Through these experiences, and the literature, I became much more aware of the significance of previous work along the South Armorican shear zone in Brittany. To my great pleasure in 1986 I heard from Jean Pierre Brun that he and some of his colleagues wanted to visit. Jean-Pierre, Pierre Choukroune, Jean Van den Driessche, and Gwen Gweron landed at LAX and drove to Tucson, checking out core complex localities and big faults along the way, and being staggered by the vastness of the region. Together we looked closely at mylonities and cataclasites within the Catalina-Rincon-Tortolita core complex, and Gwen succeeded in identifying a thesis area in the Durham Hills at the far north end of the Catalina-Rincon-Tortolita metamorphic core complex, where he worked on S-C-C’ relations in the context of strain and displacement. In 1989 I participated in Gwen’s jury defense at The University of Rennes, and this gave me the opportunity to visit some classic locales within the South Armorican shear zone, in the hands and through the eyes of Jean-Pierre Brun, Philip Davy, Dennis Gapais, Gwen Gweron, and Peter Cobbold.

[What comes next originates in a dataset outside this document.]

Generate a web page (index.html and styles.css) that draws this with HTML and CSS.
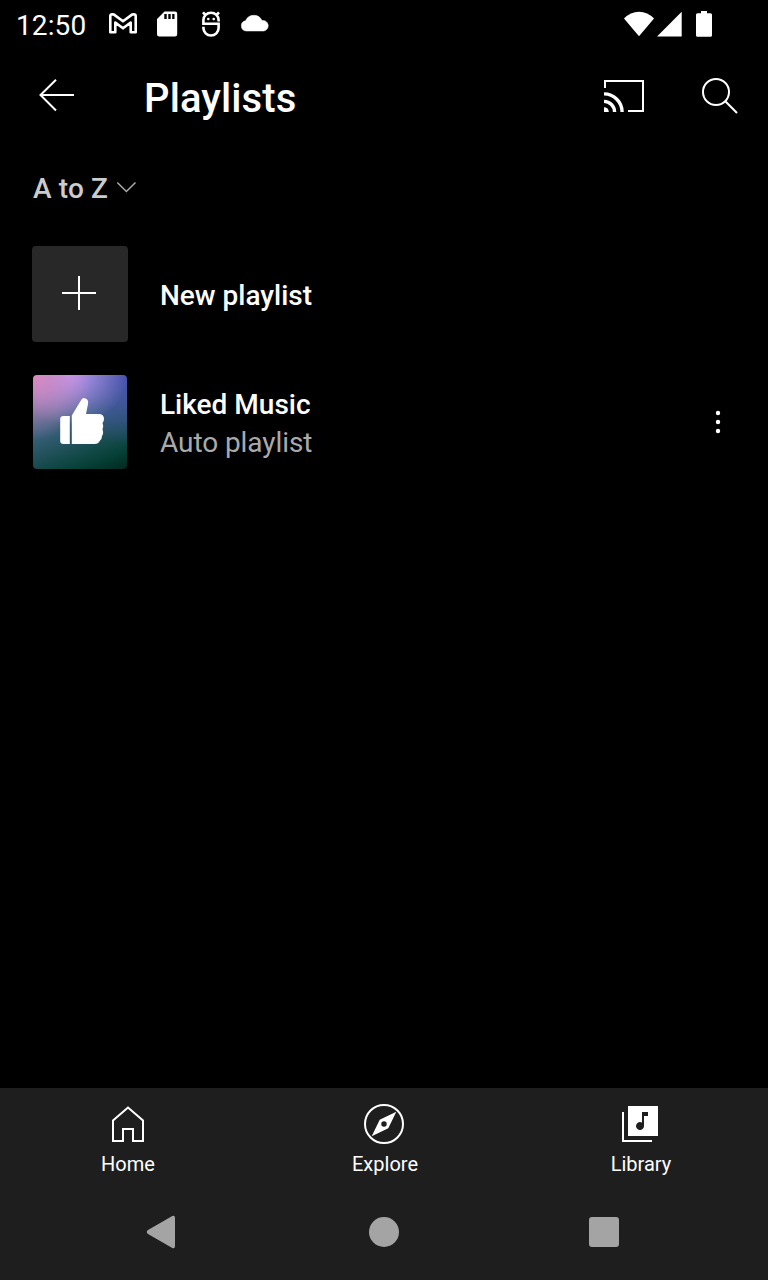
FILE: index.html
```html
<!DOCTYPE html>
<html lang="en">
<head>
<meta charset="utf-8">
<title>Playlists</title>
<link rel="stylesheet" href="styles.css">
</head>
<body>
<div class="screen">
  <div class="status">
    <span class="clock">12:50</span>
    <svg class="notifications" width="166" height="48" viewBox="106 0 166 48">
      <path d="M110.300 16V32.300H115.300V22.500L123 28.300L130.700 22.500V32.300H135.700V16Q135.700 14.200 133.800 14.200L132 14.600L123 21.300L114 14.600L112.200 14.200Q110.300 14.200 110.300 16Z" fill="none" stroke="#fff" stroke-width="2.600" stroke-linejoin="round"/>
      <path fill-rule="evenodd" d="M164.500 11.500H175Q177.200 11.500 177.200 13.700V34.300Q177.200 36.500 175 36.500H159.200Q157 36.500 157 34.300V19ZM164.300 14V19H166.700V14ZM168.300 14V19H170.700V14ZM172.200 14V19H174.500V14Z" fill="#fff"/>
      <path d="M218.600 21.500V20A7.600 7.200 0 0 0 203.400 20V23.700H218.600V28A7.600 7.500 0 0 1 203.400 28V26.800M205.500 15L203 12.300M216.500 15L219 12.300" fill="none" stroke="#fff" stroke-width="2.600"/>
      <circle cx="208.300" cy="19" r="1.300" fill="#fff"/><circle cx="213.700" cy="19" r="1.300" fill="#fff"/>
      <path d="M246.200 31A5.200 5.200 0 0 1 245.600 20.700A9 9 0 0 1 262 20.500A5.300 5.300 0 0 1 263.800 31Z" fill="#fff" stroke="#fff" stroke-width="0.500"/>
    </svg>
    <svg class="signals" width="92" height="48" viewBox="622 0 92 48">
      <path d="M624 18.500Q630.500 11.700 639 11.700T654 18.500L639 36.300Z" fill="#fff"/>
      <path d="M657 36.500L681.700 11.700V36.500Z" fill="#fff"/>
      <path d="M701 11H707V13.300H710.500Q712 13.300 712 14.800V35.300Q712 36.800 710.500 36.800H697.500Q696 36.800 696 35.300V14.800Q696 13.300 697.500 13.300H701Z" fill="#fff"/>
    </svg>
  </div>

  <header class="appbar">
    <svg width="40" height="40" viewBox="36 76 40 40" fill="none" stroke="#fff" stroke-width="2"><path d="M74 95H40.500M56 79.700L40.500 95L56 110.500"/></svg>
    <h1>Playlists</h1>
    <svg class="cast" width="44" height="36" viewBox="602 78 44 36" fill="none" stroke="#fff">
      <path d="M605 88V81H643V111H628" stroke-width="2"/>
      <path d="M604 93.900A18.100 18.100 0 0 1 622.100 112M604 101.400A10.600 10.600 0 0 1 614.600 112" stroke-width="3.400"/>
      <path d="M604 107.200A4.800 4.800 0 0 1 608.800 112H604Z" fill="#fff" stroke="none"/>
    </svg>
    <svg class="search" width="40" height="40" viewBox="700 76 40 40" fill="none" stroke="#fff" stroke-width="2"><circle cx="716" cy="92" r="13"/><path d="M725.300 101.300L737 113"/></svg>
  </header>

  <div class="sort">
    <span>A to Z</span>
    <svg width="22" height="14" viewBox="115 181 22 14"><path d="M117.300 182.500L126.400 191.500L135.500 182.500" fill="none" stroke="#aaa" stroke-width="1.500"/></svg>
  </div>

  <main class="list">
    <div class="row">
      <div class="thumb new"><svg width="96" height="96" viewBox="0 0 96 96"><path d="M30 47H64M47 30V64" stroke="#fff" stroke-width="2"/></svg></div>
      <div class="name">New playlist</div>
    </div>
    <div class="row">
      <div class="thumb liked">
        <svg width="94" height="94" viewBox="33 375 94 94" fill="#fff">
          <path d="M63.500 416H69.800V444H63.500Q60.200 444 60.200 440.700V419.300Q60.200 416 63.500 416Z"/>
          <path d="M71.800 444V415.500L81.500 399.500Q83 397 85.500 398.600Q88.800 400 88 404L86 414H99.500Q104 414.500 104 419Q104 421.500 102.500 423Q104.200 426.500 102.500 429.500Q104 433 102 436Q102 439 100 440.500Q98.500 444 94.500 444Z"/>
        </svg>
      </div>
      <div class="copy"><div class="name">Liked Music</div><div class="detail">Auto playlist</div></div>
      <svg class="more" width="8" height="28" viewBox="714 408 8 28" fill="#fff"><circle cx="718" cy="413" r="2.200"/><circle cx="718" cy="422" r="2.200"/><circle cx="718" cy="431" r="2.200"/></svg>
    </div>
  </main>

  <nav class="tabs">
    <div class="tab">
      <svg width="40" height="40" viewBox="108 1104 40 40"><path d="M113 1141V1120.500L128 1107.500L143 1120.500V1141H133V1129H123V1141Z" fill="none" stroke="#fff" stroke-width="2"/></svg>
      <span>Home</span>
    </div>
    <div class="tab">
      <svg width="40" height="40" viewBox="364 1104 40 40"><circle cx="384" cy="1124" r="19" fill="none" stroke="#fff" stroke-width="2"/><path fill-rule="evenodd" d="M396.300 1111.700L388.300 1128.300L371.700 1136.300L379.700 1119.700ZM384 1121.300A2.700 2.700 0 1 0 384 1126.700A2.700 2.700 0 1 0 384 1121.300Z" fill="#fff"/></svg>
      <span class="nudge">Explore</span>
    </div>
    <div class="tab">
      <svg width="40" height="40" viewBox="620 1104 40 40"><path d="M623 1112V1141H652" fill="none" stroke="#fff" stroke-width="2"/><path d="M628 1106H658V1136H628Z" fill="#fff"/><path d="M642 1112H648V1116H644V1126A4 4 0 1 1 642 1122.600Z" fill="#1e1e1e"/></svg>
      <span class="nudge">Library</span>
    </div>
  </nav>
  <div class="system">
    <svg width="30" height="34" viewBox="146 1215 30 34"><path d="M148 1230L172.300 1216Q175 1215 175 1218V1246Q175 1249 172.300 1248L148 1234Q145.500 1232 148 1230Z" fill="#a4a4a4"/></svg>
    <div class="home"></div>
    <div class="recents"></div>
  </div>
</div>
</body>
</html>
```

FILE: styles.css
```css
* { box-sizing: border-box; }
body { margin: 0; background: #000; }
svg { display: block; flex: none; }
.screen {
  width: 768px;
  height: 1280px;
  display: flex;
  flex-direction: column;
  background: #000;
  color: #fff;
  font-family: Roboto, "Liberation Sans", sans-serif;
  font-size: 28px;
  overflow: hidden;
}
.status { height: 48px; display: flex; padding: 0 54px 0 16px; }
.clock { width: 90px; line-height: 52px; letter-spacing: 0.1px; }
.signals { margin-left: auto; }
.appbar { height: 96px; display: flex; align-items: center; padding: 0 28px 0 36px; }
.appbar h1 { flex: 1; margin: 6px 0 0 68px; font-size: 40px; line-height: 48px; font-weight: 500; letter-spacing: 0.1px; }
.search { margin-left: 54px; }
.sort {
  height: 88px;
  display: flex;
  align-items: center;
  gap: 7px;
  padding-left: 33px;
  color: #ccc;
  font-weight: 500;
  letter-spacing: 0.15px;
}
.list { flex: 1; padding: 14px 46px 0 32px; }
.row { height: 96px; margin-bottom: 32px; display: flex; align-items: center; }
.thumb { flex: none; margin-right: 32px; overflow: hidden; border-radius: 4px; }
.new { background: #282828; }
.liked {
  margin: 0 33px 0 1px;
  background:
    radial-gradient(ellipse 58px 65px at 0 0, #dc8abf 0%, #dc8abf00 100%),
    radial-gradient(ellipse 60px 50px at 38% 0, #bb96f5 0%, #bb96f500 100%),
    radial-gradient(ellipse 60px 70px at 100% 0, #434fab 0%, #434fab00 100%),
    linear-gradient(160deg, #6a7ab0 5%, #3d6280 45%, #064137 85%, #022820 100%);
}
.name { line-height: 38px; font-weight: 500; margin-top: 4px; }
.copy { padding-top: 4px; }
.copy .name { margin-top: 0; }
.detail { line-height: 38px; color: #aaa; letter-spacing: -0.08px; }
.more { margin-left: auto; }
.tabs { height: 96px; display: flex; background: #1e1e1e; }
.tab {
  flex: 1;
  display: flex;
  flex-direction: column;
  align-items: center;
  padding-top: 16px;
  font-size: 20px;
  line-height: 24px;
}
.tab span { margin-top: 8px; }
.tab .nudge { padding-left: 2px; }
.system {
  height: 96px;
  display: flex;
  justify-content: space-between;
  align-items: center;
  padding: 0 149px 0 146px;
  background: #1e1e1e;
}
.home { width: 30px; height: 30px; margin-left: 2px; border-radius: 50%; background: #a4a4a4; }
.recents { width: 30px; height: 30px; border-radius: 3px; background: #a4a4a4; }
```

The South Armorican shear zone of course is a right-handed strike-slip shear zone, yet when you pull mylonite from the outcrop and look at it free-standing out-of-orientation, you have mylonite in your hand from the Rincon Mountains. This experience particularly brought home the realization that while structure-tectonics people in the Western Cordillera in the 1970s were working hard to try to unravel the tectonic significance of metamorphic core complexes, French tectonists from Rennes were similarly applying their minds to deciphering the mylonites in Brittany. Cross-connection between the two groups in the 1970’s would have accelerated interpretations of the tectonic significance of metamorphic core complexes.
On the other hand, looking back, I would not have wanted it any other way.